# Proof of x^3+a^2x+b^2=0 roots question

1. Mar 20, 2012

### DEMJR

I want to prove x^3 + a^2x + b^2 = 0 has one negative and two imaginary roots if b \not= 0.

I know that it cannot have any positive real roots because a > 0 and b > 0 will always be the case.

I believe I can prove this using Descarte's Rule of Signs (which is in the same chapter of this problem).

Using the rule of Signs I get f(-x) = -x^3 -a^2x + b^2 = 0 which implies one negative root. Thus we conclude that we have two imaginary roots since we have to have a total of 3 roots and none can be positive.

However, I do am not sure if this is exactly what is meant when it says to prove it. Does this suffice?

Also, how would I begin to prove this algebraically?

Last edited: Mar 20, 2012
2. Mar 20, 2012

### mathman

You need to rule out the possibility of 3 real negative roots. Hint: sign of constant term.

3. Mar 20, 2012

### emailanmol

Hey,

You have done well. :-)

The total number of roots (real + imaginary)should be 3.
And imaginary roots always occur in pairs (Why?)

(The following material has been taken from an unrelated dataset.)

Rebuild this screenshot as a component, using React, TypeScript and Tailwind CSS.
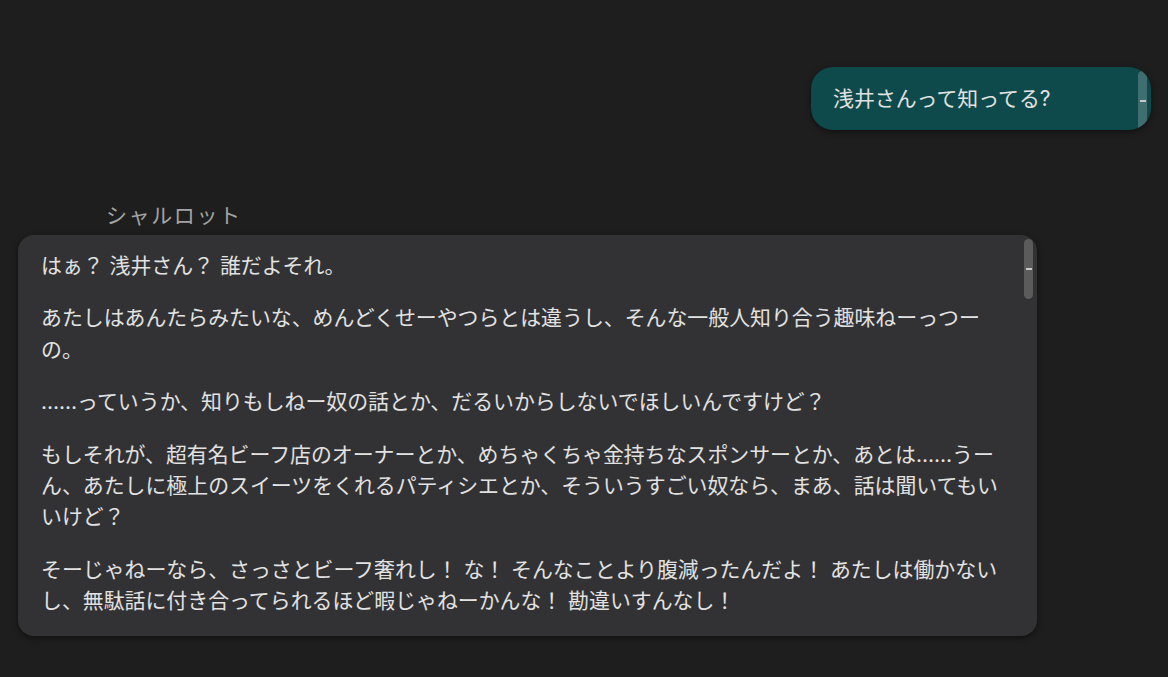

So either the number of real roots is 1 or 3.

Remember the sign rule on f(x) tells you about the MAXIMUM no. of possible positive roots.

In your first step using the sign rule you derived that maximum no. of positive roots is 0.
So that means no positive roots exist.

Now using sign rule on f(-x)
You got maximum no. Of negative roots is 1.

So no. negative roots can be both 0 and 1.
But since we know that the equation should have atleast one real root,
You now know that number of negative roots is 1.

This is valid as long as both a and b are not zero.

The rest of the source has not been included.